Records with interface code:
(begin)
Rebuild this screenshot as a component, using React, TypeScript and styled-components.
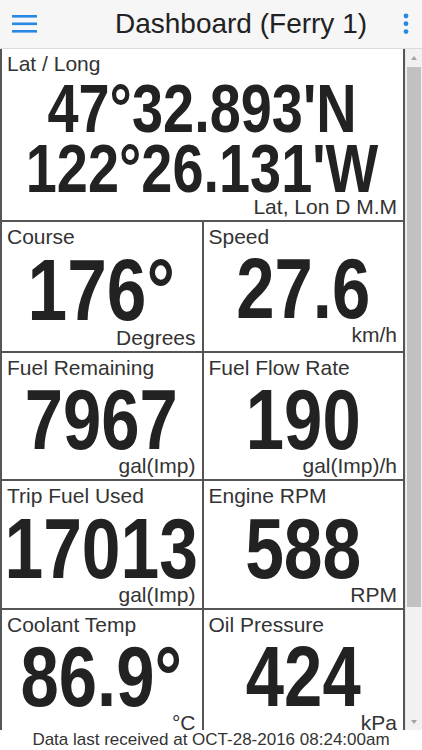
import styled, { createGlobalStyle } from "styled-components";

const GlobalStyle = createGlobalStyle`
  html, body {
    margin: 0;
    padding: 0;
    height: 100%;
    background: #ffffff;
  }
  #root {
    height: 100%;
  }
  * {
    box-sizing: border-box;
  }
`;

type Metric = {
  label: string;
  lines: string[];
  unit: string;
  size: number;
  wide?: boolean;
};

const metrics: Metric[] = [
  {
    label: "Lat / Long",
    lines: ["47°32.893'N", "122°26.131'W"],
    unit: "Lat, Lon D M.M",
    size: 69,
    wide: true,
  },
  { label: "Course", lines: ["176°"], unit: "Degrees", size: 88 },
  { label: "Speed", lines: ["27.6"], unit: "km/h", size: 85 },
  { label: "Fuel Remaining", lines: ["7967"], unit: "gal(Imp)", size: 85 },
  { label: "Fuel Flow Rate", lines: ["190"], unit: "gal(Imp)/h", size: 85 },
  { label: "Trip Fuel Used", lines: ["17013"], unit: "gal(Imp)", size: 86 },
  { label: "Engine RPM", lines: ["588"], unit: "RPM", size: 86 },
  { label: "Coolant Temp", lines: ["86.9°"], unit: "°C", size: 85 },
  { label: "Oil Pressure", lines: ["424"], unit: "kPa", size: 85 },
  { label: "Battery Voltage", lines: ["13.8"], unit: "V", size: 85 },
  { label: "Depth", lines: ["42.5"], unit: "m", size: 85 },
];

const Page = styled.div`
  height: 100vh;
  display: flex;
  flex-direction: column;
  font-family: "Liberation Sans", Arial, sans-serif;
  color: #333;
`;

const Header = styled.header`
  height: 49px;
  flex: 0 0 49px;
  display: flex;
  align-items: center;
  background: #f6f6f6;
  border-bottom: 1px solid #dadada;
`;

const MenuButton = styled.div`
  width: 48px;
  height: 48px;
  display: flex;
  align-items: center;
  padding-left: 12px;
`;

const Title = styled.h1`
  flex: 1;
  margin: 0;
  padding-left: 44px;
  text-align: center;
  font-size: 28px;
  font-weight: normal;
  line-height: 48px;
  color: #222;
  white-space: nowrap;
`;

const MoreButton = styled.div`
  width: 32px;
  height: 48px;
  display: flex;
  align-items: center;
  justify-content: center;
`;

const Body = styled.div`
  flex: 1;
  min-height: 0;
  display: flex;
`;

const Scroller = styled.main`
  flex: 1;
  min-width: 0;
  overflow: hidden;
`;

const ScrollRail = styled.div`
  width: 17px;
  flex: 0 0 17px;
  display: flex;
  flex-direction: column;
  background: #f1f1f1;
  border-left: 1px solid #e8e8e8;
`;

const ArrowButton = styled.div<{ $down?: boolean }>`
  height: 17px;
  flex: 0 0 17px;
  display: flex;
  align-items: center;
  justify-content: center;

  &::before {
    content: "";
    width: 0;
    height: 0;
    border-left: 3.5px solid transparent;
    border-right: 3.5px solid transparent;
    ${({ $down }) =>
      $down
        ? "border-top: 4px solid #a3a3a3;"
        : "border-bottom: 4px solid #a3a3a3;"}
  }
`;

const Thumb = styled.div`
  height: 540px;
  margin: 1px 1px 0 1px;
  background: #c1c1c1;
`;

const RailSpacer = styled.div`
  flex: 1;
`;

const Grid = styled.section`
  display: grid;
  grid-template-columns: 1fr 1fr;
  border-left: 2px solid #555;
`;

const Cell = styled.div<{ $wide?: boolean }>`
  grid-column: ${({ $wide }) => ($wide ? "1 / -1" : "auto")};
  display: flex;
  flex-direction: column;
  padding: 3px 6px 3px 5px;
  border-right: 2px solid #555;
  border-bottom: 2px solid #555;
  min-width: 0;
`;

const Label = styled.div`
  font-size: 21px;
  line-height: 24px;
  color: #333;
  white-space: nowrap;
`;

const Value = styled.div<{ $size: number; $wide?: boolean }>`
  margin-top: ${({ $wide }) => ($wide ? "3px" : "0")};
  font-size: ${({ $size }) => $size}px;
  line-height: ${({ $wide }) => ($wide ? "60px" : "0.93em")};
  font-weight: bold;
  color: #222;
`;

/* condensed digits: the bold face squeezed sideways */
const ValueLine = styled.div`
  display: flex;
  justify-content: center;
  white-space: nowrap;
  transform: scaleX(0.81);
`;

const Unit = styled.div<{ $wide?: boolean }>`
  margin-top: ${({ $wide }) => ($wide ? "-2px" : "-3px")};
  font-size: 21px;
  line-height: 20px;
  text-align: right;
  color: #333;
  white-space: nowrap;
`;

const Footer = styled.footer`
  height: 20px;
  flex: 0 0 20px;
  overflow: hidden;
  font-size: 17px;
  line-height: 20px;
  text-align: center;
  color: #333;
  white-space: nowrap;
`;

const BLUE = "#2689e4";

const MenuIcon = () => (
  <svg width="25" height="18" viewBox="0 0 25 18">
    <rect x="0" y="0" width="25" height="2.6" fill={BLUE} />
    <rect x="0" y="7.5" width="25" height="2.6" fill={BLUE} />
    <rect x="0" y="15" width="25" height="2.6" fill={BLUE} />
  </svg>
);

const MoreIcon = () => (
  <svg width="6" height="22" viewBox="0 0 6 22">
    <circle cx="3" cy="3" r="2.4" fill={BLUE} />
    <circle cx="3" cy="10.7" r="2.4" fill={BLUE} />
    <circle cx="3" cy="18.6" r="2.4" fill={BLUE} />
  </svg>
);

export default function App() {
  return (
    <>
      <GlobalStyle />
      <Page>
        <Header>
          <MenuButton>
            <MenuIcon />
          </MenuButton>
          <Title>Dashboard (Ferry 1)</Title>
          <MoreButton>
            <MoreIcon />
          </MoreButton>
        </Header>
        <Body>
          <Scroller>
            <Grid>
              {metrics.map((m) => (
                <Cell key={m.label} $wide={m.wide}>
                  <Label>{m.label}</Label>
                  <Value $size={m.size} $wide={m.wide}>
                    {m.lines.map((line) => (
                      <ValueLine key={line}>{line}</ValueLine>
                    ))}
                  </Value>
                  <Unit $wide={m.wide}>{m.unit}</Unit>
                </Cell>
              ))}
            </Grid>
          </Scroller>
          <ScrollRail>
            <ArrowButton />
            <Thumb />
            <RailSpacer />
            <ArrowButton $down />
          </ScrollRail>
        </Body>
        <Footer>Data last received at OCT-28-2016 08:24:00am</Footer>
      </Page>
    </>
  );
}
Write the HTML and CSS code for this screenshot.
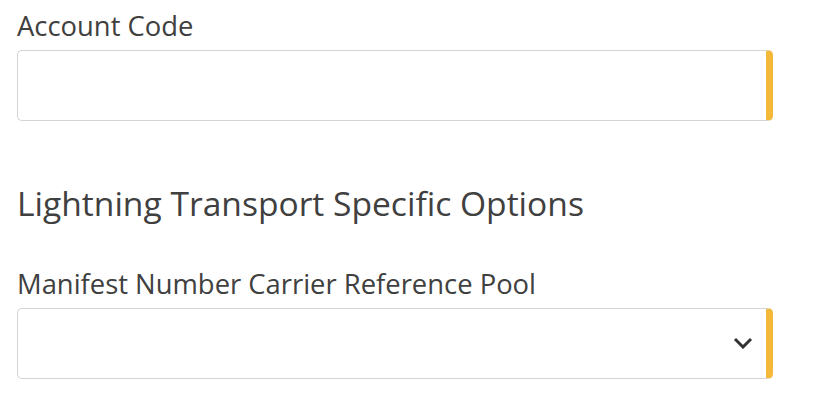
FILE: index.html
```html
<!DOCTYPE html>
<html lang="en">
<head>
<meta charset="utf-8">
<link rel="stylesheet" href="styles.css">
</head>
<body>
<form class="form">
  <div class="field">
    <label class="label" for="acct">Account Code</label>
    <input class="control" id="acct" type="text">
  </div>
  <h2 class="section-title">Lightning Transport Specific Options</h2>
  <div class="field">
    <label class="label" for="pool">Manifest Number Carrier Reference Pool</label>
    <div class="select-wrap">
      <select class="control select" id="pool"><option></option></select>
      <svg class="chevron" width="20" height="12" viewBox="0 0 20 12"><path d="M2 2 L10 10 L18 2" fill="none" stroke="#333" stroke-width="3"/></svg>
    </div>
  </div>
</form>
</body>
</html>
```
FILE: styles.css
```css
html, body {
  margin: 0;
  padding: 0;
  background: #fff;
}
body {
  font-family: "Open Sans", "Noto Sans", sans-serif;
  color: #404040;
}
.form {
  width: 756px;
  padding: 8px 0 0 17px;
}
.field {
  display: flex;
  flex-direction: column;
}
.label {
  font-size: 27.4px;
  line-height: 36px;
  color: #404040;
  margin-bottom: 6px;
}
.control {
  box-sizing: border-box;
  width: 100%;
  height: 71px;
  margin: 0;
  border: 1.5px solid #d4d4d4;
  border-right: 7.5px solid #f4b93b;
  border-radius: 5px;
  background: #fff;
  font: inherit;
  appearance: none;
  -webkit-appearance: none;
  outline: none;
}
.section-title {
  font-size: 33.6px;
  font-weight: 400;
  line-height: 48px;
  margin: 58px 0 39px;
  color: #404040;
}
.select-wrap {
  position: relative;
}
.chevron {
  position: absolute;
  right: 20px;
  top: 29px;
}
```
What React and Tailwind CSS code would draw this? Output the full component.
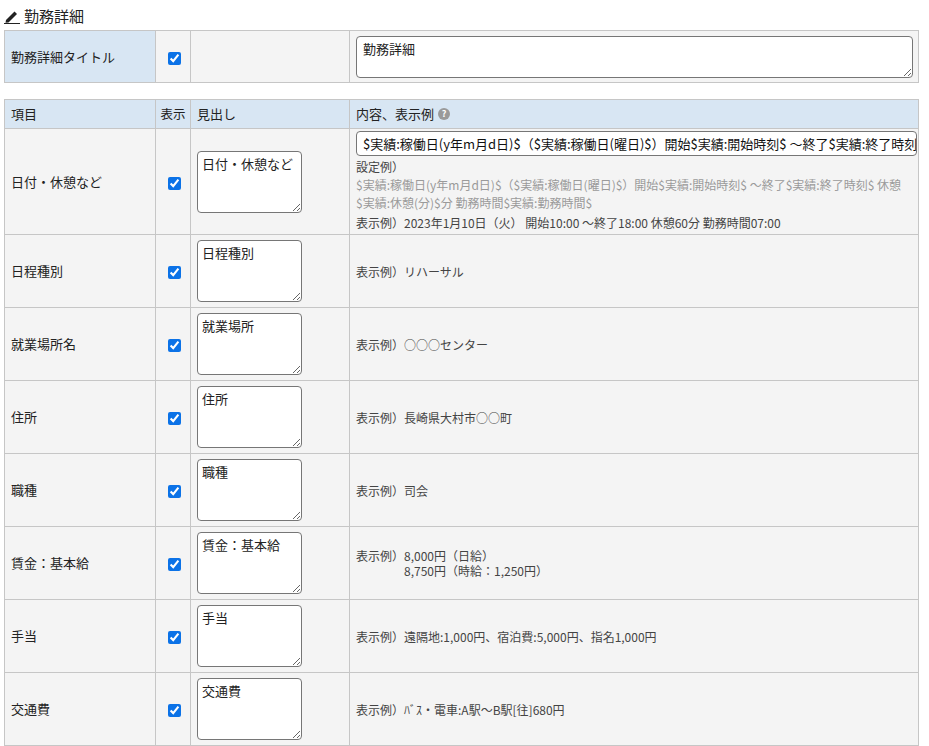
import React from 'react';

const rows = [
  { label: '日付・休憩など', head: '日付・休憩など', first: true },
  { label: '日程種別', head: '日程種別', ex: ['表示例）リハーサル'] },
  { label: '就業場所名', head: '就業場所', ex: ['表示例）○○○センター'] },
  { label: '住所', head: '住所', ex: ['表示例）長崎県大村市○○町'] },
  { label: '職種', head: '職種', ex: ['表示例）司会'] },
  { label: '賃金：基本給', head: '賃金：基本給', ex: ['表示例）8,000円（日給）', '8,750円（時給：1,250円）'] },
  { label: '手当', head: '手当', ex: ['表示例）遠隔地:1,000円、宿泊費:5,000円、指名1,000円'] },
  { label: '交通費', head: '交通費', ex: ['表示例）ﾊﾞｽ・電車:A駅～B駅[往]680円'] },
];

const Check = () => (
  <input type="checkbox" defaultChecked className="w-[13px] h-[13px] accent-[#0b72e7] ml-1.5 align-middle" />
);

const td = 'border border-[#c6c6c6] px-1.5 align-middle';

export default function App() {
  return (
    <div className="bg-white text-[13px] text-[#222] px-1 pt-1.5" style={{ fontFamily: '"Noto Sans CJK JP", "Noto Sans", sans-serif' }}>
      <div className="flex items-center gap-1 text-[15px] mb-1 h-[20px]">
        <svg width="16" height="16" viewBox="0 0 16 16">
          <path d="M2 12 L10.5 3.5 L13 6 L4.5 14.5 L1.5 14.8 Z" fill="#222" />
          <rect x="0" y="15" width="16" height="1.2" fill="#222" />
        </svg>
        <span>勤務詳細</span>
      </div>
      <table className="w-[915px] border-collapse table-fixed mb-4">
        <colgroup>
          <col className="w-[151px]" /><col className="w-[35px]" /><col className="w-[159px]" /><col />
        </colgroup>
        <tbody>
          <tr className="h-[52px]">
            <td className={`${td} bg-[#d8e6f3]`}>勤務詳細タイトル</td>
            <td className={`${td} bg-[#f4f4f4] px-0`}><Check /></td>
            <td className={`${td} bg-[#f4f4f4]`}></td>
            <td className={`${td} bg-[#f4f4f4] py-1`}>
              <textarea defaultValue="勤務詳細" className="block w-[557px] h-[42px] border border-[#767676] rounded-sm bg-white px-1.5 py-0.5 text-[13px] resize-y" />
            </td>
          </tr>
        </tbody>
      </table>
      <table className="w-[915px] border-collapse table-fixed">
        <colgroup>
          <col className="w-[151px]" /><col className="w-[35px]" /><col className="w-[159px]" /><col />
        </colgroup>
        <thead>
          <tr className="h-[29px] bg-[#d8e6f3]">
            <th className={`${td} text-left font-normal`}>項目</th>
            <th className="border border-[#c6c6c6] px-0 text-center font-normal whitespace-nowrap text-[12.5px]">表示</th>
            <th className={`${td} text-left font-normal px-1`}>見出し</th>
            <th className={`${td} text-left font-normal px-1`}>
              <span className="inline-flex items-center gap-1">内容、表示例
                <span className="inline-flex w-[12px] h-[12px] rounded-full bg-[#9a9a9a] text-white text-[9px] font-bold items-center justify-center">?</span>
              </span>
            </th>
          </tr>
        </thead>
        <tbody>
          {rows.map((r) => (
            <tr key={r.label} className={r.first ? 'h-[105px] bg-[#f4f4f4]' : 'h-[73px] bg-[#f4f4f4]'}>
              <td className={td}>{r.label}</td>
              <td className={`${td} px-0`}><Check /></td>
              <td className={`${td} px-1`}>
                <textarea defaultValue={r.head} className="block w-[105px] h-[62px] border border-[#767676] rounded-sm bg-white px-1 py-0.5 text-[13px] resize-y" />
              </td>
              <td className={`${td} px-1 text-[12px] text-[#444]`}>
                {r.first ? (
                  <div className="py-0.5">
                    <div className="h-[25px] border border-[#767676] rounded-sm bg-white px-1.5 text-[13px] text-[#111] leading-[23px] whitespace-nowrap overflow-hidden w-[561px]">
                      $実績:稼働日(y年m月d日)$（$実績:稼働日(曜日)$）開始$実績:開始時刻$ ～終了$実績:終了時刻$ 休憩$実績:休憩(分)$分
                    </div>
                    <div className="mt-0.5 leading-[18px]">設定例）</div>
                    <div className="text-[#9a9a9a] leading-[18px]">$実績:稼働日(y年m月d日)$（$実績:稼働日(曜日)$）開始$実績:開始時刻$ ～終了$実績:終了時刻$ 休憩$実績:休憩(分)$分 勤務時間$実績:勤務時間$</div>
                    <div className="mt-0.5 leading-[18px]">表示例）2023年1月10日（火） 開始10:00 ～終了18:00 休憩60分 勤務時間07:00</div>
                  </div>
                ) : (
                  <div className="leading-[15px]">
                    <div>{r.ex[0]}</div>
                    {r.ex[1] && <div className="pl-[48px]">{r.ex[1]}</div>}
                  </div>
                )}
              </td>
            </tr>
          ))}
        </tbody>
      </table>
    </div>
  );
}
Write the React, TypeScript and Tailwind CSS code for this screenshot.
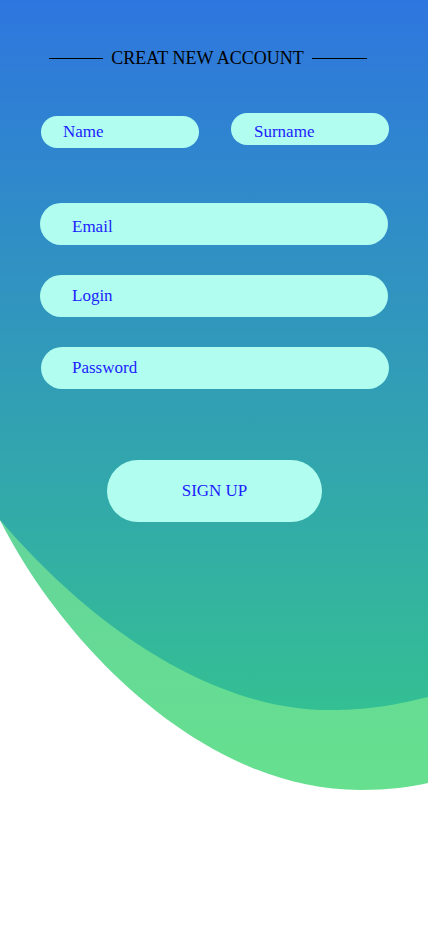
import React from 'react';

const serif = { fontFamily: '"Liberation Serif", "DejaVu Serif", serif' };

const Field: React.FC<{ placeholder: string; className: string }> = ({ placeholder, className }) => (
  <input
    type="text"
    placeholder={placeholder}
    className={`block rounded-full bg-[#b1fef0] text-[17px] text-[#1c1cff] placeholder:text-[#1c1cff] outline-none ${className}`}
    style={serif}
  />
);

const App: React.FC = () => {
  return (
    <div className="relative w-[428px] h-[926px] overflow-hidden bg-white" style={serif}>
      {/* Background blobs */}
      <svg className="absolute inset-0" width="428" height="926" viewBox="0 0 428 926">
        <defs>
          <linearGradient id="front" x1="0" y1="0" x2="0" y2="1">
            <stop offset="0%" stopColor="#2e76df" />
            <stop offset="100%" stopColor="#34bf93" />
          </linearGradient>
          <linearGradient id="back" x1="0" y1="0" x2="0" y2="1">
            <stop offset="0%" stopColor="#64d0a0" />
            <stop offset="100%" stopColor="#66e08f" />
          </linearGradient>
        </defs>
        <path d="M0 400 V520 C60 640 200 790 360 790 C390 790 410 787 428 783 V400 Z" fill="url(#back)" />
        <path d="M0 0 H428 V697 C400 704 370 710 330 710 C210 710 90 625 0 520 Z" fill="url(#front)" />
      </svg>

      <div className="relative z-10 flex flex-col pt-[46px]">
        <div className="flex items-center justify-center gap-[8px] h-6 pr-[12px]">
          <span className="w-[54px] h-px bg-black" />
          <h1 className="text-[18px] text-black leading-6">CREAT NEW ACCOUNT</h1>
          <span className="w-[55px] h-px bg-black" />
        </div>

        <div className="flex items-start gap-[32px] pl-[41px] mt-[43px]">
          <Field placeholder="Name" className="w-[158px] h-[32px] mt-[3px] pl-[22px]" />
          <Field placeholder="Surname" className="w-[158px] h-[32px] pl-[23px] pt-[5px]" />
        </div>

        <Field placeholder="Email" className="w-[348px] h-[42px] ml-[40px] mt-[55px] pl-[32px] pt-[5px]" />
        <Field placeholder="Login" className="w-[348px] h-[42px] ml-[40px] mt-[30px] pl-[32px]" />
        <Field placeholder="Password" className="w-[348px] h-[42px] ml-[41px] mt-[30px] pl-[31px]" />

        <button
          type="button"
          className="self-start ml-[107px] mt-[71px] w-[215px] h-[62px] rounded-full bg-[#b1fef0] text-[17px] text-[#1c1cff]"
          style={serif}
        >
          SIGN UP
        </button>
      </div>
    </div>
  );
};

export default App;
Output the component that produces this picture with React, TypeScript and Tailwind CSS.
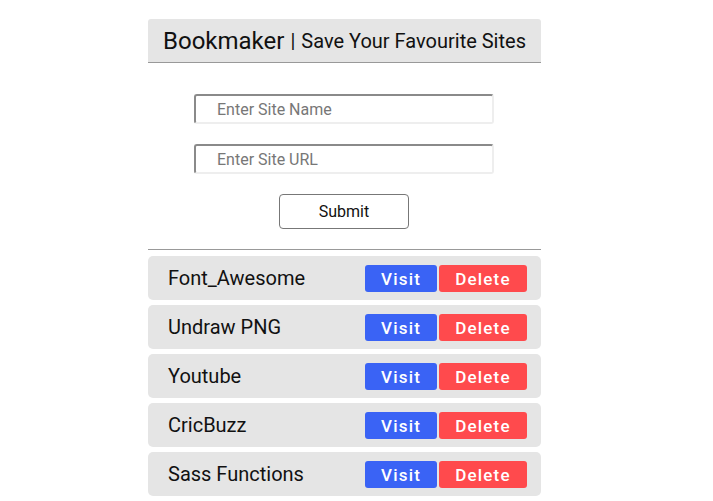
const sites = ["Font_Awesome", "Undraw PNG", "Youtube", "CricBuzz", "Sass Functions"];

export default function App() {
  return (
    <div className="min-h-[501px] bg-white font-['Roboto',sans-serif] text-[#111]">
      <div className="ml-[148px] w-[393px] pt-[19px]">
        <header className="flex h-[44px] items-center rounded-t-[3px] border-b border-[#999] bg-[#e5e5e5] pl-[15px]">
          <span className="text-[24px] leading-none">Bookmaker</span>
          <span className="ml-[6px] text-[20px] leading-none">|</span>
          <span className="ml-[6px] text-[20px] leading-none">Save Your Favourite Sites</span>
        </header>

        <form className="flex flex-col items-start pl-[46px] pt-[31px]" onSubmit={(e) => e.preventDefault()}>
          <input
            placeholder="Enter Site Name"
            className="h-[30px] w-[300px] rounded-[3px] border-2 border-t-[#8a8a8a] border-l-[#8a8a8a] border-r-[#eeeeee] border-b-[#eeeeee] pl-[21px] text-[16px] outline-none placeholder:text-[#777]"
          />
          <input
            placeholder="Enter Site URL"
            className="mt-[20px] h-[30px] w-[300px] rounded-[3px] border-2 border-t-[#8a8a8a] border-l-[#8a8a8a] border-r-[#eeeeee] border-b-[#eeeeee] pl-[21px] text-[16px] outline-none placeholder:text-[#777]"
          />
          <button
            type="submit"
            className="ml-[85px] mt-[20px] h-[35px] w-[130px] rounded-[4px] border border-[#777] bg-white text-[16px] text-[#111]"
          >
            Submit
          </button>
        </form>

        <div className="mt-[20px] border-t border-[#999]" />

        <ul className="mt-[6px] flex flex-col gap-[5px]">
          {sites.map((s) => (
            <li key={s} className="flex h-[44px] items-center rounded-[5px] bg-[#e5e5e5] pl-[20px] pr-[14px]">
              <span className="flex-1 text-[20px]">{s}</span>
              <button className="h-[27px] w-[72px] rounded-[3px] bg-[#3a63f5] pt-[2px] text-[17px] font-medium tracking-[0.07em] text-white">
                Visit
              </button>
              <button className="ml-[2px] h-[27px] w-[88px] rounded-[3px] bg-[#ff4a4d] pt-[2px] text-[17px] font-medium tracking-[0.07em] text-white">
                Delete
              </button>
            </li>
          ))}
        </ul>
      </div>
    </div>
  );
}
(end)
From the entries above, copy out every line where the string "React" appears.

ANSWER TO THIS EXERCISE:
Rebuild this screenshot as a component, using React, TypeScript and styled-components.
What React and Tailwind CSS code would draw this? Output the full component.
import React from 'react';
Write the React, TypeScript and Tailwind CSS code for this screenshot.
import React from 'react';
const Field: React.FC<{ placeholder: string; className: string }> = ({ placeholder, className }) => (
const App: React.FC = () => {
Output the component that produces this picture with React, TypeScript and Tailwind CSS.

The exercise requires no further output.